I'm undecided on whether I'll upgrade to AW2. It's kinda pricey, especially as I've committed to keeping the first-gen model like I did with the original iPhone and iPad. But if the AW is going to be on 18 month cycles then I might, as I'm not sure if I could put up with this slower model through spring 2018. It's bearable, and it's convenient to glance at alerts or complications like weather, but trying to access data on it isn't faster—and I might even say much slower—than just pulling out my iPhone. Here's to hoping the difference between AW and AW2 is the same as the difference between the iPad and iPad 2.
I kept my 1st gen iPad, and still use it ocassionally as a back up. I take it places I don't want to take my primary iPad, and use it for less intensive tasks, like reading books. I'd look at the Watch the same way.
Here's the thing, everybody keeps looking at the watch as a commodity, a digital device that needs to be constantly upgraded for the latest features like a phone. Instead, we should be looking at it like a watch.

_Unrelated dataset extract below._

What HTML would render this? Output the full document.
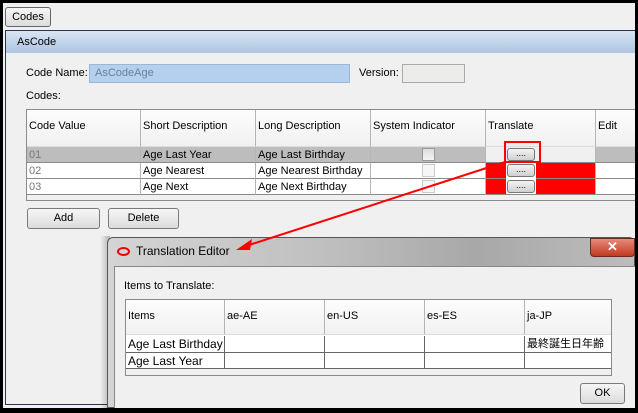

There's a reason Apple quickly made it possible to pair more than one watch with your iPhone. Because watch people tend to collect them. People who wear watches usually have more than one that they wear on different occasions, even if only to coordinate with different outfits. I had a sport watch, and a daily wear watch, as well as a formal watch. When Apple comes out with a new design, it may have a few new features, but it's not going to obsolete the original watch, which I would expect Apple to continue selling. The current watch will still be stylish, and still do the most basic essentials, and there will almost always be a place where you can wear it instead of the new one, if only to get people talking about your first gen watch at a party.
But Apple has stepped into the deep end of an established industry that offers a wide variety of styles with a myriad of options its customers have come to expect, for no other reason than they will be wearing them. Try as Apple might, they aren't going to change this. Watch bands will only go so far to expanding market share. Likewise with new tech. People don't like to wear the same thing as everybody else.
Making the watch agnostic to platform will open up the product to more market share, but by all accounts there's not much market for the smartwatch, whether Apple dominates it or not. And that's the real issue here.
Apple made a beautiful and functional smartwatch. But people don't buy watches and jewelry based on a single model that receives incremental upgrades every year or two that looks like everybody else's, much less that looks like something they don't want to buy -- I.e. A smartwatch. But make that smartwatch look like something they do want to buy -- a classic wristwatch, or stylish cuff bracelet, and suddenly people will embrace the technology that comes built into it.
Like the original iPad, I hope the gen 2 watch brings some amazing physical transformations from caterpillar to butterfly, and manages to make the transition from smartwatch to fashion wearable. Otherwise, I feel like Apple will be stuck with an attractive, high quality smartwatch offering, with limited appeal to a wider market. And I suppose if That's all Apple expects then that's fine. But that goal certainly seems much smaller than the one I thought Apple had in mind when they launched the watch over 18 months ago.